Но есть вещи и позабавнее. Если бы любому из тех бледнолицых, что лишались рассудка при виде «нигера на лошади», тогда сказали, что их президентом через полтора столетия станет чернокожий, они бы несомненно расхохотались так же громко, как сейчас хохочут многие, когда слышат, что рано или поздно животные тоже будут свободны. Дряхлый мир сладких грез с его вырожденческой стабильностью и узаконенной жестокостью так же хрупок, как и свиреп: на поверку он никогда не в силах выстоять перед пресловутым «безумством храбрых». Тарантино настолько мил, что даже объясняет причину закоснелости: герой рождается один на десять тысяч. И если хеппи-энды до сих пор вообще возможны, то лишь благодаря тому, что герои еще не перевелись.

Кэндиленд падет не потому, что плохо охраняется, а потому что слишком самодоволен и не сомневается в завтрашнем дне. Конфета тает, когда жарко, пачкая приторной патокой аляповатый фантик, карман и руку держащего. Осталось только дождаться по-настоящему солнечного дня и нацелить на нее лупу. Потому что для многих шаткие стены скотобоен еще долго будут выглядеть непробиваемой кирпичной кладкой. Кому-то же они до сих пор представляются венцом архитектурной мысли.

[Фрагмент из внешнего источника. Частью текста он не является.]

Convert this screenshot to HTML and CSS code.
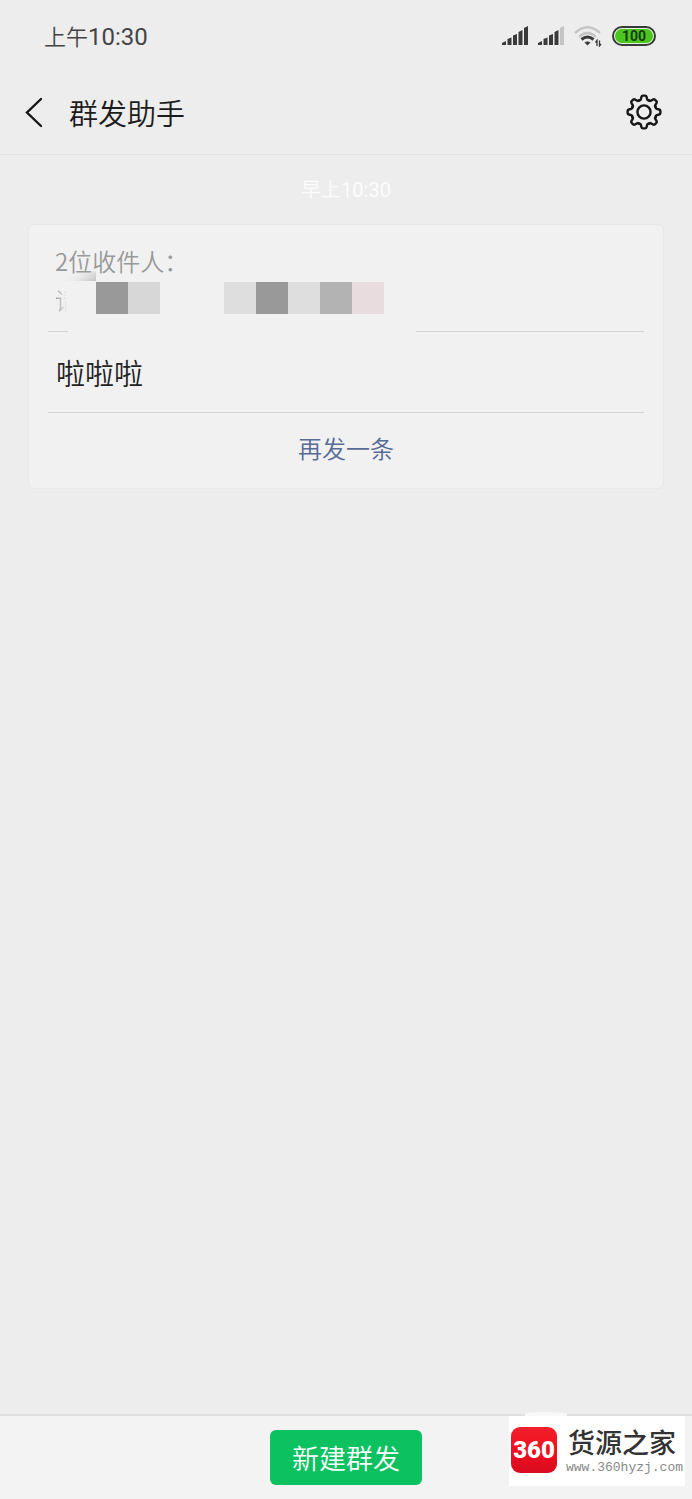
FILE: index.html
```html
<!DOCTYPE html>
<html lang="zh-CN">
<head>
<meta charset="utf-8">
<meta name="viewport" content="width=device-width, initial-scale=1">
<title>群发助手</title>
<link rel="stylesheet" href="styles.css">
</head>
<body>
<div class="screen">
  <div class="status">
    <div class="status-time">上午<span class="digits">10:30</span></div>
    <div class="status-icons">
      <svg class="signal" width="26" height="20" viewBox="0 0 26 20" fill="#3a3a3a" aria-hidden="true">
        <path d="M0 19v-2l4-2v4zM5.500 13l4-1.500v7.500h-4zM11 9.500l4-1.500v11h-4zM16.500 6l4-2v15h-4zM22 2l4-2v19h-4z"/>
      </svg>
      <svg class="signal" width="26" height="20" viewBox="0 0 26 20" fill="#3a3a3a" aria-hidden="true">
        <path d="M0 19v-2l4-2v4zM5.500 13l4-1.500v7.500h-4zM11 9.500l4-1.500v11h-4zM16.500 6l4-2v15h-4z"/>
        <path fill="#c4c4c4" d="M22 2l4-2v19h-4z"/>
      </svg>
      <svg class="wifi" width="28" height="22" viewBox="0 0 28 22" fill="none" aria-hidden="true">
        <path d="M1 8Q13.500-3.500 26 8M5 12Q13.500 4 22 12" stroke="#c4c4c4" stroke-width="2.400"/>
        <path d="M7.500 14.500Q13.500 9.500 19.500 14.500" stroke="#3a3a3a" stroke-width="3"/>
        <path d="M10.500 17.500Q13.500 15.500 16.500 17.500L13.500 20.500z" fill="#3a3a3a"/>
        <path d="M23 21v-5.500l-1.500 2M25.500 15.500v5.500l1.500-2" stroke="#3a3a3a" stroke-width="1.300"/>
      </svg>
      <div class="battery"><span class="battery-level">100</span></div>
    </div>
  </div>

  <header class="header">
    <button class="icon-button" aria-label="返回">
      <svg width="20" height="32" viewBox="0 0 20 32" fill="none" stroke="#161616" stroke-width="2.400" stroke-linecap="round"><path d="M17 3L3 16.500L17 30"/></svg>
    </button>
    <h1 class="title">群发助手</h1>
    <button class="icon-button" aria-label="设置">
      <svg width="36" height="36" viewBox="-18 -18 36 36" fill="none" stroke="#161616" stroke-width="2.400" stroke-linecap="round">
        <defs><path id="tooth" d="M-4.900-11.800Q-3.700-11.300-3.100-12.900L-2.500-15.200Q-2.200-16.400-1.100-16.400H1.100Q2.200-16.400 2.500-15.200L3.100-12.900Q3.700-11.300 4.900-11.800"/></defs>
        <use href="#tooth"/><use href="#tooth" transform="rotate(45)"/><use href="#tooth" transform="rotate(90)"/><use href="#tooth" transform="rotate(135)"/>
        <use href="#tooth" transform="rotate(180)"/><use href="#tooth" transform="rotate(225)"/><use href="#tooth" transform="rotate(270)"/><use href="#tooth" transform="rotate(315)"/>
        <circle r="6.600"/>
      </svg>
    </button>
  </header>

  <main class="messages">
    <time class="stamp">早上<span class="digits">10:30</span></time>
    <article class="card">
      <div class="recipients">
        <div class="recipients-label">2位收件人：<span class="smudge"></span></div>
        <div class="names">
          <span class="name-start">请</span>
          <div class="mosaic">
            <span class="tile gray"></span><span class="tile light"></span><span class="tile"></span><span class="tile"></span><span class="tile pale"></span><span class="tile gray"></span><span class="tile pale"></span><span class="tile mid"></span><span class="tile pink"></span>
          </div>
        </div>
      </div>
      <p class="message">啦啦啦</p>
      <button class="again">再发一条</button>
    </article>
  </main>

  <footer class="footer">
    <button class="create">新建群发</button>
    <div class="brand">
      <div class="brand-logo">360</div>
      <div class="brand-text">
        <div class="brand-name">货源之家</div>
        <div class="brand-url">www.360hyzj.com</div>
      </div>
    </div>
  </footer>
</div>
</body>
</html>
```
FILE: styles.css
```css
* {
  box-sizing: border-box;
}

body {
  margin: 0;
  background: #ededed;
  color: #222;
  font-family: "Noto Sans CJK SC", sans-serif;
  font-weight: 350;
}

button {
  padding: 0;
  border: 0;
  background: none;
  font: inherit;
  cursor: pointer;
}

svg {
  display: block;
}

.screen {
  display: flex;
  flex-direction: column;
  min-height: 100vh;
}

.status {
  display: flex;
  align-items: center;
  justify-content: space-between;
  height: 72px;
  padding: 0 36px 0 44px;
}

.status-time {
  color: #444;
  font-size: 22px;
  line-height: 32px;
}

.digits {
  font-family: Roboto, sans-serif;
  font-weight: 400;
}

.status-time .digits {
  font-size: 24px;
}

.status-icons {
  display: flex;
  align-items: center;
  gap: 10px;
}

.battery {
  display: flex;
  width: 44px;
  height: 20px;
  padding: 1px;
  border: 2px solid #3a3a3a;
  border-radius: 10px;
  background: #dff5d5;
}

.battery-level {
  flex: 1;
  border-radius: 8px;
  background: #4bc61f;
  color: #173c0b;
  font-family: Roboto, sans-serif;
  font-size: 14px;
  font-weight: 700;
  line-height: 14px;
  text-align: center;
}

.header {
  display: flex;
  align-items: center;
  height: 83px;
  padding: 0 30px 2px 24px;
  border-bottom: 1px solid #e4e4e4;
}

.title {
  flex: 1;
  margin: 0 0 0 25px;
  color: #1c1c1c;
  font-size: 29px;
  font-weight: 350;
  line-height: 40px;
}

.messages {
  display: flex;
  flex: 1;
  flex-direction: column;
  align-items: center;
  padding: 20px 28px;
}

.stamp {
  height: 28px;
  color: #fcfcfc;
  font-size: 20px;
  line-height: 28px;
}

.card {
  width: 100%;
  margin-top: 21px;
  padding: 0 19px;
  border: 1px solid #e8e8e8;
  border-radius: 6px;
  background: #f1f1f1;
}

.recipients {
  height: 107px;
  padding: 18px 7px 0;
  background:
    linear-gradient(#d2d2d2, #d2d2d2) left bottom / 20px 1px no-repeat,
    linear-gradient(#d2d2d2, #d2d2d2) right bottom / calc(100% - 368px) 1px no-repeat;
}

.recipients-label {
  position: relative;
  color: #999;
  font-size: 24px;
  line-height: 36px;
}

.smudge {
  position: absolute;
  top: 28px;
  left: 8px;
  width: 33px;
  height: 10px;
  background: linear-gradient(160deg, #f1f1f100 30%, #c2c2c2 100%);
  mask-image: linear-gradient(90deg, transparent, #000);
}

.names {
  display: flex;
  height: 35px;
  padding-top: 3px;
}

.name-start {
  width: 12px;
  overflow: hidden;
  color: #999;
  font-size: 24px;
  line-height: 36px;
  mask-image: linear-gradient(90deg, #000, transparent);
}

.mosaic {
  display: flex;
  margin-left: 29px;
}

.tile {
  width: 32px;
  height: 32px;
}

.gray {
  background: #999;
}

.light {
  background: #d7d7d7;
}

.pale {
  background: #dedede;
}

.mid {
  background: #b3b3b3;
}

.pink {
  background: #e8dcde;
}

.message {
  margin: 0;
  padding: 20px 8px;
  border-bottom: 1px solid #d2d2d2;
  color: #222;
  font-size: 29px;
  line-height: 40px;
}

.again {
  display: block;
  width: 100%;
  height: 75px;
  padding-bottom: 6px;
  color: #576b95;
  font-size: 24px;
}

.footer {
  position: relative;
  display: flex;
  justify-content: center;
  padding: 14px 0;
  border-top: 2px solid #e1e1e1;
  background: #f3f3f3;
}

.create {
  height: 55px;
  padding: 0 22px;
  border-radius: 6px;
  background: #0bc160;
  color: #fff;
  font-size: 27px;
}

.brand {
  position: absolute;
  top: 0;
  right: 7px;
  display: flex;
  align-items: center;
  gap: 9px;
  width: 176px;
  height: 70px;
  padding: 0 0 2px 2px;
  background: #fff;
}

.brand::before {
  position: absolute;
  bottom: 100%;
  left: 16px;
  width: 42px;
  height: 4px;
  border-radius: 50% 50% 0 0;
  background: #f8f8f8;
  content: "";
}

.brand-logo {
  width: 46px;
  height: 46px;
  border-radius: 9px;
  background: linear-gradient(#f2202c, #f01020 50%, #d80c20);
  color: #fff;
  font-family: Roboto, sans-serif;
  font-size: 24px;
  font-weight: 900;
  line-height: 46px;
  text-align: center;
}

.brand-name {
  padding-left: 2px;
  color: #333;
  font-size: 27px;
  font-weight: 500;
  line-height: 36px;
}

.brand-url {
  color: #888;
  font-family: "Liberation Mono", monospace;
  font-size: 13px;
  font-weight: 400;
  line-height: 16px;
}
```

И пусть финальные титры возвещают о том, что ни одна лошадь в процессе съемок не пострадала, нам не требуется увеличительное стекло, чтобы отчетливо видеть скотобойню на экране. Достаточно того, что скакуны не подписывали контракт на оказание транспортных и иных услуг. «Джанго», как и любой другой продукт рабовладельческой плантации, очень даже приятен в формате пиратской добычи. Наверное, это как пить трофейный виски из Теннесси. Или еще слаще.